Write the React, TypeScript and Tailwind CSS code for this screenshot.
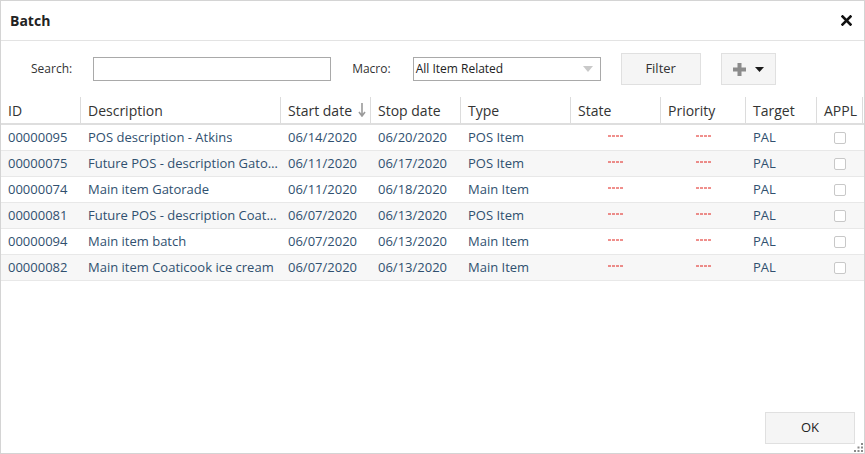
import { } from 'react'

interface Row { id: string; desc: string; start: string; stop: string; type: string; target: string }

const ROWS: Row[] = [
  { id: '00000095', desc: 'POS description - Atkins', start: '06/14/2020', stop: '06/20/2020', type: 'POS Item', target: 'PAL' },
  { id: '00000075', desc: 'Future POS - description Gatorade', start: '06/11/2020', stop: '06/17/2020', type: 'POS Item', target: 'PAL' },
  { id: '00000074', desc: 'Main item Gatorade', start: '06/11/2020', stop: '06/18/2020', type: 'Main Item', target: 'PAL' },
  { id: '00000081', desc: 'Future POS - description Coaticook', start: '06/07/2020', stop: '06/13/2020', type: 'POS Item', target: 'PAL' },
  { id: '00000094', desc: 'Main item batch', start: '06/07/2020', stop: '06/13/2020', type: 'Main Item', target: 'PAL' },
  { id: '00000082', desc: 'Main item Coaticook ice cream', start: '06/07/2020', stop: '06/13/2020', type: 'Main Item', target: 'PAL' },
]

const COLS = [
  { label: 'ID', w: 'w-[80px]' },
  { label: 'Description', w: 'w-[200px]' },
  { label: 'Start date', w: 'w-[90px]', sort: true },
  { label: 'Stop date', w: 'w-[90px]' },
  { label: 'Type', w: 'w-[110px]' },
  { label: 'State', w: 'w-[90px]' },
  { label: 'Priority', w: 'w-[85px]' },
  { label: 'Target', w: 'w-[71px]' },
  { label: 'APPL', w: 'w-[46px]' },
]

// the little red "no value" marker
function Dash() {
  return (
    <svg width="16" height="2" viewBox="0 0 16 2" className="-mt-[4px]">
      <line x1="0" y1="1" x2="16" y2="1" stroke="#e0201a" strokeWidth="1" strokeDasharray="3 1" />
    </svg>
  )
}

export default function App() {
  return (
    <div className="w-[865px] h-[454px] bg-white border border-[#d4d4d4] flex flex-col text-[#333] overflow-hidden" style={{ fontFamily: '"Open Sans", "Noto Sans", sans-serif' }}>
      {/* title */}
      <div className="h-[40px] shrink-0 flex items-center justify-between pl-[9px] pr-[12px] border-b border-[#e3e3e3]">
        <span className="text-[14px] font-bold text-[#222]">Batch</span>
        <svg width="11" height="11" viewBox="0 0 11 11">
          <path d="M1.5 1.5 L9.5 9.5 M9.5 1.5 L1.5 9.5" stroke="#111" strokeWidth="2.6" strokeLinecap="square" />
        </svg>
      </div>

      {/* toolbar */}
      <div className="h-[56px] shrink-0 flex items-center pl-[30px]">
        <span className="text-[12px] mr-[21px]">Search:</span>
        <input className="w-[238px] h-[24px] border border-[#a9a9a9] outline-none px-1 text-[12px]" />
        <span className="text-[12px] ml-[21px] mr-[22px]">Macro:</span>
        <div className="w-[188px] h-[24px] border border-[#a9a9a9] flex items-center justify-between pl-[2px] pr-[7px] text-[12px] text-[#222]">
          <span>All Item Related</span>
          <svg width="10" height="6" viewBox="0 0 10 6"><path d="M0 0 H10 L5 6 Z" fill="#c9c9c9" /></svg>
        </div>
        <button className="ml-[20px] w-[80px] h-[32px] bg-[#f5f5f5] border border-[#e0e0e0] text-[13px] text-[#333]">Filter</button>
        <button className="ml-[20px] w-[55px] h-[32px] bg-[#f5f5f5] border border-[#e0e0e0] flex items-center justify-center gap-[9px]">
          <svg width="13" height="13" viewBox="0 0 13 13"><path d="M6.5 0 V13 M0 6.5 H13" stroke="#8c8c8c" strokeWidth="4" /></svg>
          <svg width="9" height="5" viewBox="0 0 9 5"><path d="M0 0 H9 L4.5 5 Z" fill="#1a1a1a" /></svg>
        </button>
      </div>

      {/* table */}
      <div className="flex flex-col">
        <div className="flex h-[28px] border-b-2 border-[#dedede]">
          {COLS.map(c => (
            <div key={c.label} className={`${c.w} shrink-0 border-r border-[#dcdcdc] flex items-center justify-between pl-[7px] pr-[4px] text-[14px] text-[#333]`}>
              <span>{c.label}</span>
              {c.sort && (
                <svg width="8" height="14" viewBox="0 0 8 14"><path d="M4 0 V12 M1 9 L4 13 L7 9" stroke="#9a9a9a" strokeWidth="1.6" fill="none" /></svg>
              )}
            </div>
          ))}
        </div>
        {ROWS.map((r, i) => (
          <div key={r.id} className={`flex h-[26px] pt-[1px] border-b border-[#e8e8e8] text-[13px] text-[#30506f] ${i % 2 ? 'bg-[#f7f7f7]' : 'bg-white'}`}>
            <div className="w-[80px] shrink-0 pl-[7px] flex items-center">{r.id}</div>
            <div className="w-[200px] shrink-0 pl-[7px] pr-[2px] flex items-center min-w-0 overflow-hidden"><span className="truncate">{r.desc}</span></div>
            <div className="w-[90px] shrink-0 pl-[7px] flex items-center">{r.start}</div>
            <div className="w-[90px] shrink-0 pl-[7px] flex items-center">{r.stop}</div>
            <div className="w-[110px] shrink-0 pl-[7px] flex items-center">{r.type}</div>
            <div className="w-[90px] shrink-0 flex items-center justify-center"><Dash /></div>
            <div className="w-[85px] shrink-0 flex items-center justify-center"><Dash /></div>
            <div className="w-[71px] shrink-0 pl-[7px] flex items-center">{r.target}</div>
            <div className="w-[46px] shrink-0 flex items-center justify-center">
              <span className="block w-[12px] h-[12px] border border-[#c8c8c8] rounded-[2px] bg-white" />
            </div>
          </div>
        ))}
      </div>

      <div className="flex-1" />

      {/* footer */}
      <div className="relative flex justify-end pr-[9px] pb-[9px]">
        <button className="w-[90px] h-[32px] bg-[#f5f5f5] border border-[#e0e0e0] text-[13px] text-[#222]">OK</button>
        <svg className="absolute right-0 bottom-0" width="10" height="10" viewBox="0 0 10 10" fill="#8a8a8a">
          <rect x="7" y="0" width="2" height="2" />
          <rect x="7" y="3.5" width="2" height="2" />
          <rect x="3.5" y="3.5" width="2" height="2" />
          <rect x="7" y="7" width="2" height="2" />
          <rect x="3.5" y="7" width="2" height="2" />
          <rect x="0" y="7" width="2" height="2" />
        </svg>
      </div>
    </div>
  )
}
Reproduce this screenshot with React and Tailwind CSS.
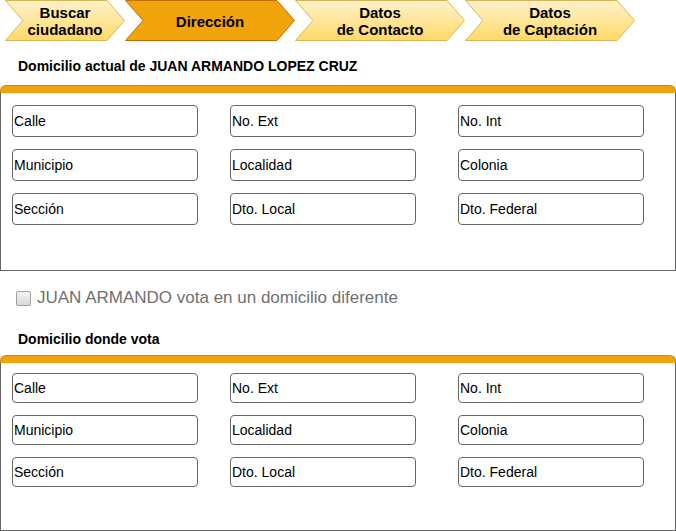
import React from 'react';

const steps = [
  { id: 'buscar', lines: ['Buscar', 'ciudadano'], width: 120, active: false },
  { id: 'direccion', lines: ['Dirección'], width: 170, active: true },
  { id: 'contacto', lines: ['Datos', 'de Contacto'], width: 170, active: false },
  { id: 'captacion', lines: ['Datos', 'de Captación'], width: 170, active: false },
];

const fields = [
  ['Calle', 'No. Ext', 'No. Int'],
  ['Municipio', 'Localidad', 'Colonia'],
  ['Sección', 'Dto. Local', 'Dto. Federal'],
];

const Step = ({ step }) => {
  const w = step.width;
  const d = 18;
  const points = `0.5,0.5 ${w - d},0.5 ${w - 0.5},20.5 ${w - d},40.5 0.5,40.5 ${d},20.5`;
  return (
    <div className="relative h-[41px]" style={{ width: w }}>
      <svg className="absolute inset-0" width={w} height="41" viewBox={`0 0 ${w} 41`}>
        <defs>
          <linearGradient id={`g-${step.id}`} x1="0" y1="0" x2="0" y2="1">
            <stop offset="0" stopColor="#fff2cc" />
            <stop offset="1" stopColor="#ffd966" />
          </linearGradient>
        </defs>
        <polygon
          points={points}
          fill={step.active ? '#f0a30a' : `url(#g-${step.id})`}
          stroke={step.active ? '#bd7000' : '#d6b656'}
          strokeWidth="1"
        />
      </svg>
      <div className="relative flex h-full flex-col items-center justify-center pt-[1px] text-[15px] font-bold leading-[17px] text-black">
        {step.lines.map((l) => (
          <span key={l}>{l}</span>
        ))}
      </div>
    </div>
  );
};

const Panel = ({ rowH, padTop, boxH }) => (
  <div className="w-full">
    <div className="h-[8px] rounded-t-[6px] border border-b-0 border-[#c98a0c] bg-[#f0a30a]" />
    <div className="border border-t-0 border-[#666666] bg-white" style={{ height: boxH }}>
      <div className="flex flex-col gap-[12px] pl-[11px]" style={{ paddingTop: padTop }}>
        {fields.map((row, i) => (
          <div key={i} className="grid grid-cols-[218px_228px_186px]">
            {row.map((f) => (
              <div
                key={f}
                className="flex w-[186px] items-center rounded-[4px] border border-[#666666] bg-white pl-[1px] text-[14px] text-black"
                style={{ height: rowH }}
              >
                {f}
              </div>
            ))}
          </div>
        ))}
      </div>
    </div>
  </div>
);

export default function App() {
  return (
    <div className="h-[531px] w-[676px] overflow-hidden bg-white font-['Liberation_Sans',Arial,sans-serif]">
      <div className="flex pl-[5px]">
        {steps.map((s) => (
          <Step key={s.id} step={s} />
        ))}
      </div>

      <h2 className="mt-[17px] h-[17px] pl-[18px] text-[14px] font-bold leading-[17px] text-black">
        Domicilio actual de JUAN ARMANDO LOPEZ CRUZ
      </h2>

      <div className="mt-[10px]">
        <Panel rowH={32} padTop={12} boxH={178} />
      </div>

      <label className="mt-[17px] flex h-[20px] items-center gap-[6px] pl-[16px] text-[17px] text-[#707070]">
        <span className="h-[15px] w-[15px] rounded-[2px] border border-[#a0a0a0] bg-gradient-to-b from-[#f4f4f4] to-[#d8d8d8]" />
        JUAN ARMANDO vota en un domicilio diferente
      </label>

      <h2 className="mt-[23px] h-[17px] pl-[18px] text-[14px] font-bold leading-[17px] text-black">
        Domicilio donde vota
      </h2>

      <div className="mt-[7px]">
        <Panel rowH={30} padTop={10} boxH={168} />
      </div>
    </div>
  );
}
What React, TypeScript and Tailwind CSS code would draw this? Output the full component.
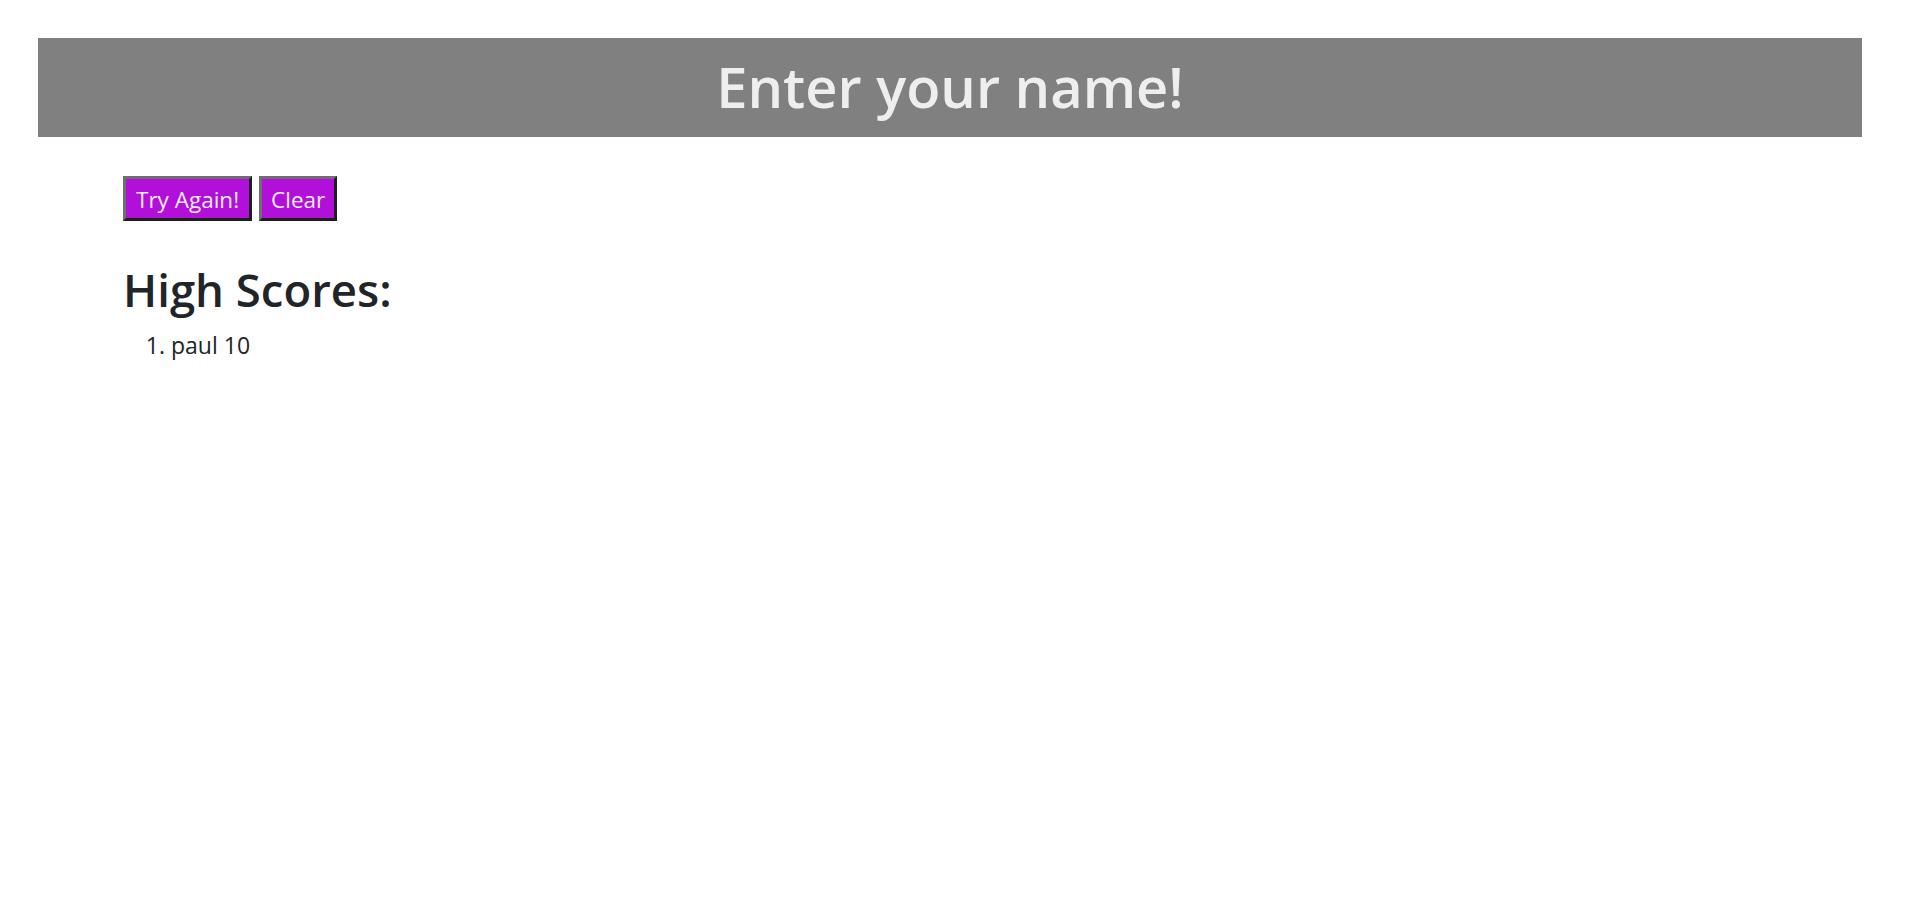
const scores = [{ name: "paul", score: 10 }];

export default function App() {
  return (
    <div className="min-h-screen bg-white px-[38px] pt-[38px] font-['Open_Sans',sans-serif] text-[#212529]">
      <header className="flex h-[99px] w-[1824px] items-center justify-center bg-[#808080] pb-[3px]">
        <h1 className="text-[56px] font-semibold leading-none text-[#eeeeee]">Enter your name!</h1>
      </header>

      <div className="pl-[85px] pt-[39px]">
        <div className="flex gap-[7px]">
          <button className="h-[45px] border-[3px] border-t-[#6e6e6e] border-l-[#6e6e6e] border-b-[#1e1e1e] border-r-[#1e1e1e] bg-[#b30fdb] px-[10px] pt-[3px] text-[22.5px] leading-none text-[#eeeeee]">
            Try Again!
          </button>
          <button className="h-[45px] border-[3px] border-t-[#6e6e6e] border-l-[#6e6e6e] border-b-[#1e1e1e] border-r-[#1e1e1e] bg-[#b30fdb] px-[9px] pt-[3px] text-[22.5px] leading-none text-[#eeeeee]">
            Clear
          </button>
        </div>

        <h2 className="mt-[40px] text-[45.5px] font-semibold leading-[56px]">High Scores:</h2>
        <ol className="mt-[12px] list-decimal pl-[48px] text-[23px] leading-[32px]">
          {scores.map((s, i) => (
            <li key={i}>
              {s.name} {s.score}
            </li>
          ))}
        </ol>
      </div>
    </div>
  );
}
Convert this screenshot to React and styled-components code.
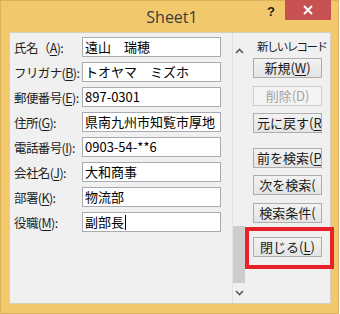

PROBLEM REQUIREMENTS: Take the lines from the first line of the entries through the line with "string; desc: string;", inclusive, and give them again exactly, minus any pictures.

SOLUTION TO THE PROBLEM:
Write the React, TypeScript and Tailwind CSS code for this screenshot.
import { } from 'react'

interface Row { id: string; desc: string; start: string; stop: string; type: string; target: string }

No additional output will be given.